### What is asked
Copy out each line below that has the word "index" in it.
"""
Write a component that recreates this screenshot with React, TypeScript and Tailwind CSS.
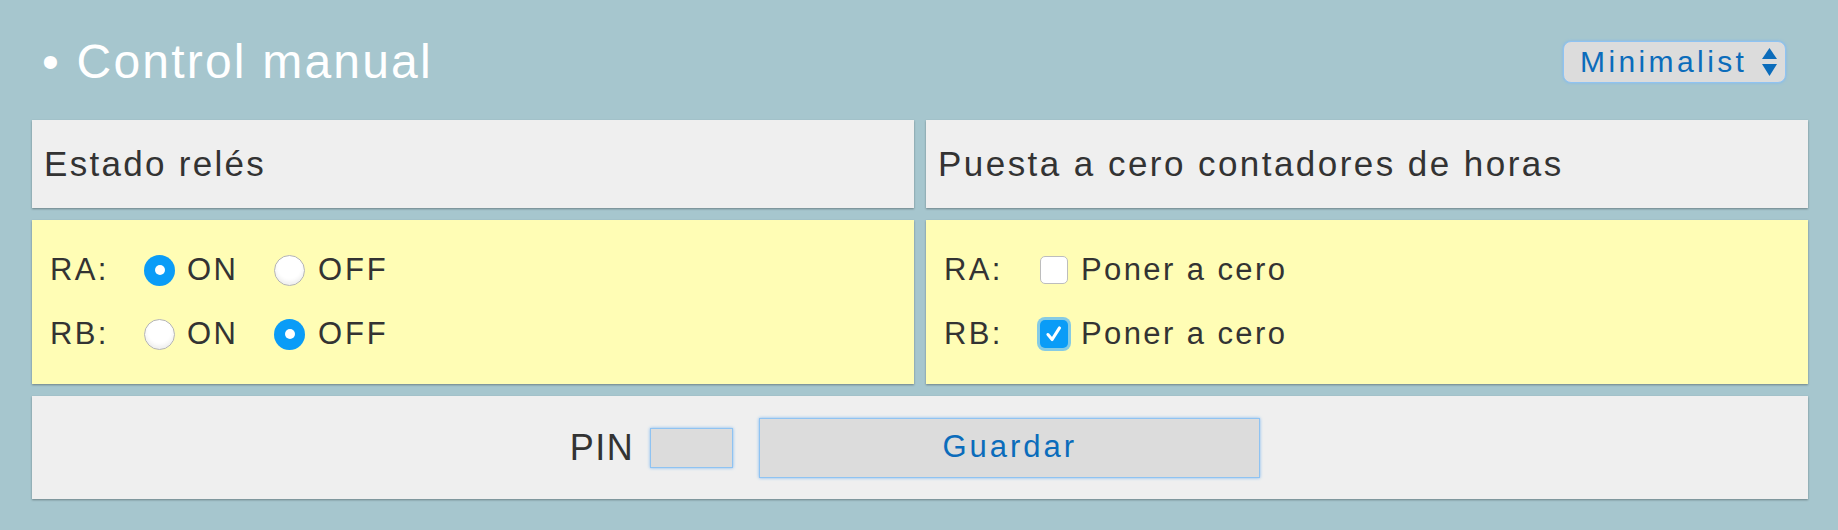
import { useState } from 'react';

function Radio({ checked }: { checked: boolean }) {
    if (checked) {
        return (
            <span className="w-[31px] h-[31px] rounded-full bg-[#0a9cf7] flex items-center justify-center shrink-0">
                <span className="w-[10px] h-[10px] rounded-full bg-white"></span>
            </span>
        );
    }
    return (
        <span className="w-[31px] h-[31px] rounded-full bg-white border border-[#b4b4b4] shadow-[inset_0_-3px_4px_rgba(0,0,0,0.07)] shrink-0"></span>
    );
}

function Checkbox({ checked }: { checked: boolean }) {
    if (checked) {
        return (
            <span className="w-[28px] h-[28px] rounded-[5px] bg-[#0a9cf7] ring-[3px] ring-[#86cbe4] flex items-center justify-center shrink-0">
                <svg width="22" height="22" viewBox="0 0 20 20" fill="none">
                    <path d="M4.5 10.5 L8.3 15 L15 4.5" stroke="white" strokeWidth="2.8" strokeLinecap="round" strokeLinejoin="round" />
                </svg>
            </span>
        );
    }
    return <span className="w-[28px] h-[28px] rounded-[5px] bg-white border border-[#bdbdbd] shrink-0"></span>;
}

export default function App() {
    const [relays] = useState([
        { label: 'RA:', on: true },
        { label: 'RB:', on: false },
    ]);
    const [resets] = useState([
        { label: 'RA:', checked: false },
        { label: 'RB:', checked: true },
    ]);

    return (
        <div className="w-full h-[530px] bg-[#a6c6ce] pl-[32px] pr-[30px] font-[family-name:Liberation_Sans,Arial,sans-serif] text-[#333]">
            <div className="h-[120px] pt-[4px] flex items-center justify-between pr-[22px]">
                <h1 className="pl-[10px] text-[48px] tracking-[2.2px] text-white leading-none">• Control manual</h1>
                <div className="w-[223px] h-[42px] rounded-[8px] bg-[#dcdcdc] border border-[#8fc3f2] shadow-[0_0_3px_#7fb8f0] flex items-center justify-between pl-[16px] pr-[8px]">
                    <span className="text-[30px] tracking-[3.4px] text-[#0b6cbb] leading-none">Minimalist</span>
                    <svg width="15" height="28" viewBox="0 0 15 28">
                        <path d="M7.5 0 L15 11 L0 11 Z" fill="#0b6cbb" />
                        <path d="M0 16 L15 16 L7.5 28 Z" fill="#0b6cbb" />
                    </svg>
                </div>
            </div>

            <div className="grid grid-cols-2 gap-[12px]">
                <div className="h-[88px] bg-[#efefef] shadow-[0_1px_2px_rgba(0,0,0,0.35)] flex items-center px-[12px]">
                    <h2 className="text-[35px] tracking-[2.3px]">Estado relés</h2>
                </div>
                <div className="h-[88px] bg-[#efefef] shadow-[0_1px_2px_rgba(0,0,0,0.35)] flex items-center px-[12px]">
                    <h2 className="text-[35px] tracking-[2.45px]">Puesta a cero contadores de horas</h2>
                </div>
            </div>

            <div className="grid grid-cols-2 gap-[12px] mt-[12px]">
                <div className="h-[164px] bg-[#fffdb5] shadow-[0_1px_2px_rgba(0,0,0,0.35)] flex flex-col justify-center gap-[24px] pl-[18px] text-[31px] tracking-[2.4px]">
                    {relays.map((r) => (
                        <div key={r.label} className="h-[40px] flex items-center">
                            <span className="w-[94px]">{r.label}</span>
                            <div className="w-[130px] flex items-center">
                                <Radio checked={r.on} />
                                <span className="ml-[12px]">ON</span>
                            </div>
                            <div className="flex items-center">
                                <Radio checked={!r.on} />
                                <span className="ml-[13px] tracking-[2.8px]">OFF</span>
                            </div>
                        </div>
                    ))}
                </div>
                <div className="h-[164px] bg-[#fffdb5] shadow-[0_1px_2px_rgba(0,0,0,0.35)] flex flex-col justify-center gap-[24px] pl-[18px] text-[31px] tracking-[2.4px]">
                    {resets.map((r) => (
                        <div key={r.label} className="h-[40px] flex items-center">
                            <span className="w-[96px]">{r.label}</span>
                            <Checkbox checked={r.checked} />
                            <span className="ml-[13px]">Poner a cero</span>
                        </div>
                    ))}
                </div>
            </div>

            <div className="h-[103px] mt-[12px] bg-[#efefef] shadow-[0_1px_2px_rgba(0,0,0,0.35)] flex items-center justify-center pr-[10px]">
                <span className="text-[36px] tracking-[1.5px]">PIN</span>
                <div className="ml-[16px] w-[83px] h-[40px] bg-[#dcdcdc] border border-[#8fc3f2] shadow-[0_0_3px_#7fb8f0]"></div>
                <button className="ml-[26px] w-[501px] h-[60px] bg-[#dcdcdc] border border-[#8fc3f2] shadow-[0_0_3px_#7fb8f0] text-[31px] tracking-[3px] text-[#0b6cbb]">
                    Guardar
                </button>
            </div>
        </div>
    );
}
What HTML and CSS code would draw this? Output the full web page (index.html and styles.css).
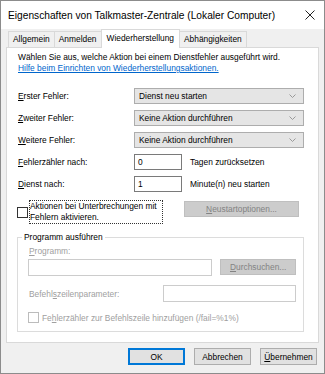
FILE: index.html
```html
<!DOCTYPE html>
<html lang="de">
<head>
    <meta charset="UTF-8">
    <meta name="viewport" content="width=device-width, initial-scale=1.0">
    <title>Eigenschaften von Talkmaster-Zentrale</title>
    <link rel="stylesheet" href="styles.css">
</head>
<body>

<div class="window">
    <div class="titlebar">
        <span class="title">Eigenschaften von Talkmaster-Zentrale (Lokaler Computer)</span>
        <svg class="close" width="10" height="10" viewBox="0 0 10 10">
            <path d="M0.5 0.5L9.5 9.5M9.5 0.5L0.5 9.5" stroke="#222" stroke-width="1" fill="none"/>
        </svg>
    </div>

    <div class="tabs">
        <div class="tab">Allgemein</div>
        <div class="tab">Anmelden</div>
        <div class="tab active">Wiederherstellung</div>
        <div class="tab">Abhängigkeiten</div>
    </div>

    <div class="panel">
        <p class="intro">
            Wählen Sie aus, welche Aktion bei einem Dienstfehler ausgeführt wird.<br>
            <a href="#">Hilfe beim Einrichten von Wiederherstellungsaktionen.</a>
        </p>

        <div class="form">
            <label><u>E</u>rster Fehler:</label>
            <div class="select">
                <span>Dienst neu starten</span>
                <svg width="7" height="4" viewBox="0 0 7 4"><path d="M0.5 0.5L3.5 3.5L6.5 0.5" stroke="#999" fill="none"/></svg>
            </div>

            <label><u>Z</u>weiter Fehler:</label>
            <div class="select">
                <span>Keine Aktion durchführen</span>
                <svg width="7" height="4" viewBox="0 0 7 4"><path d="M0.5 0.5L3.5 3.5L6.5 0.5" stroke="#999" fill="none"/></svg>
            </div>

            <label><u>W</u>eitere Fehler:</label>
            <div class="select">
                <span>Keine Aktion durchführen</span>
                <svg width="7" height="4" viewBox="0 0 7 4"><path d="M0.5 0.5L3.5 3.5L6.5 0.5" stroke="#999" fill="none"/></svg>
            </div>

            <label><u>F</u>ehlerzähler nach:</label>
            <div class="inline">
                <div class="textbox small">0</div>
                <span>Tagen zurücksetzen</span>
            </div>

            <label><u>D</u>ienst nach:</label>
            <div class="inline">
                <div class="textbox small">1</div>
                <span>Minute(n) neu starten</span>
            </div>
        </div>

        <div class="check-row">
            <span class="checkbox"></span>
            <span class="focus-label">Aktionen bei Unterbrechungen mit<br>Fehlern aktivieren.</span>
            <button class="btn disabled restart"><u>N</u>eustartoptionen...</button>
        </div>

        <fieldset class="group">
            <legend>Programm ausführen</legend>
            <div class="muted prog-label"><u>P</u>rogramm:</div>
            <div class="prog-row">
                <div class="textbox disabled-box prog"></div>
                <button class="btn disabled browse"><u>D</u>urchsuchen...</button>
            </div>
            <div class="param-row">
                <span class="muted">Befehl<u>s</u>zeilenparameter:</span>
                <div class="textbox disabled-box param"></div>
            </div>
            <div class="fail-row">
                <span class="checkbox off"></span>
                <span class="muted">Fe<u>h</u>lerzähler zur Befehlszeile hinzufügen (/fail=%1%)</span>
            </div>
        </fieldset>
    </div>

    <div class="buttons">
        <button class="btn default">OK</button>
        <button class="btn">Abbrechen</button>
        <button class="btn"><u>Ü</u>bernehmen</button>
    </div>
</div>

</body>
</html>
```

FILE: styles.css
```css
body {
    margin: 0;
    font-family: "Liberation Sans", Arial, sans-serif;
    font-size: 8.4px;
    color: #000;
}
u {
    text-decoration-thickness: 1px;
    text-underline-offset: 1px;
}
.window {
    width: 325px;
    height: 374px;
    box-sizing: border-box;
    border: 1px solid #8c8c8c;
    background-color: #f0f0f0;
    display: flex;
    flex-direction: column;
}
.titlebar {
    height: 28px;
    background-color: #fff;
    display: flex;
    align-items: center;
    justify-content: space-between;
    padding: 0 9px 0 7px;
}
.title {
    font-size: 10.2px;
}
.tabs {
    display: flex;
    align-items: flex-end;
    height: 18px;
    margin-left: 7px;
}
.tab {
    height: 15px;
    line-height: 15px;
    padding: 0 4px;
    border: 1px solid #d9d9d9;
    border-bottom: none;
    margin-right: -1px;
    background-color: #f0f0f0;
}
.tab.active {
    height: 18px;
    line-height: 17px;
    background-color: #fff;
    margin-bottom: -1px;
    position: relative;
    z-index: 1;
    padding: 0 5px;
}
.panel {
    margin: 0 5px;
    height: 296px;
    box-sizing: border-box;
    background-color: #fff;
    border: 1px solid #d9d9d9;
    padding: 4px 0 0 11px;
}
.intro {
    margin: 0;
    line-height: 11px;
}
.intro a {
    color: #0066cc;
}
.form {
    display: grid;
    grid-template-columns: 116px 170px;
    row-gap: 6px;
    margin-top: 14px;
    align-items: center;
}
.select {
    height: 16px;
    box-sizing: border-box;
    border: 1px solid #adadad;
    background-color: #e5e5e5;
    display: flex;
    align-items: center;
    justify-content: space-between;
    padding: 0 7px 0 4px;
}
.inline {
    display: flex;
    align-items: center;
    gap: 8px;
}
.textbox {
    height: 16px;
    box-sizing: border-box;
    border: 1px solid #7a7a7a;
    background-color: #fff;
    padding: 0 3px;
    line-height: 14px;
}
.textbox.small {
    width: 48px;
}
.check-row {
    display: flex;
    align-items: flex-start;
    margin-top: 8px;
}
.checkbox {
    width: 11px;
    height: 11px;
    box-sizing: border-box;
    border: 1px solid #333;
    background-color: #fff;
    margin: 7px 1px 0 -1px;
    flex-shrink: 0;
}
.checkbox.off {
    border-color: #bcbcbc;
    margin: 0 3px 0 0;
}
.focus-label {
    width: 134px;
    box-sizing: border-box;
    border: 1px dotted #333;
    line-height: 11px;
}
.btn {
    font-family: inherit;
    font-size: 8.4px;
    height: 17px;
    box-sizing: border-box;
    border: 1px solid #adadad;
    background-color: #e1e1e1;
    color: #000;
    padding: 0;
}
.btn.disabled {
    background-color: #cccccc;
    border-color: #bfbfbf;
    color: #838383;
}
.restart {
    width: 115px;
    margin-left: 21px;
    margin-top: 1px;
    height: 16px;
}
.group {
    margin: 8px 0 0 -1px;
    width: 287px;
    box-sizing: border-box;
    border: 1px solid #dcdcdc;
    padding: 3px 7px 8px 10px;
    min-width: 0;
}
.group legend {
    padding: 0 2px;
    margin-left: -6px;
    line-height: 11px;
}
.muted {
    color: #a0a0a0;
}
.prog-label {
    line-height: 11px;
    margin-left: 1px;
}
.prog-row {
    display: flex;
    gap: 8px;
    margin-top: 2px;
}
.disabled-box {
    border-color: #cccccc;
    height: 17px;
}
.prog {
    width: 185px;
}
.browse {
    width: 76px;
    height: 16px;
}
.param-row {
    display: flex;
    align-items: center;
    justify-content: space-between;
    margin-top: 9px;
    padding-left: 1px;
}
.param {
    width: 133px;
}
.fail-row {
    display: flex;
    align-items: center;
    margin-top: 10px;
}
.buttons {
    display: flex;
    justify-content: flex-end;
    gap: 9px;
    padding: 5px 7px 0 0;
}
.buttons .btn {
    width: 57px;
}
.btn.default {
    border-color: #0078d7;
    box-shadow: inset 0 0 0 1px #0078d7;
}
```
"""
### Answer in full
What HTML and CSS code would draw this? Output the full web page (index.html and styles.css).
FILE: index.html
    z-index: 1;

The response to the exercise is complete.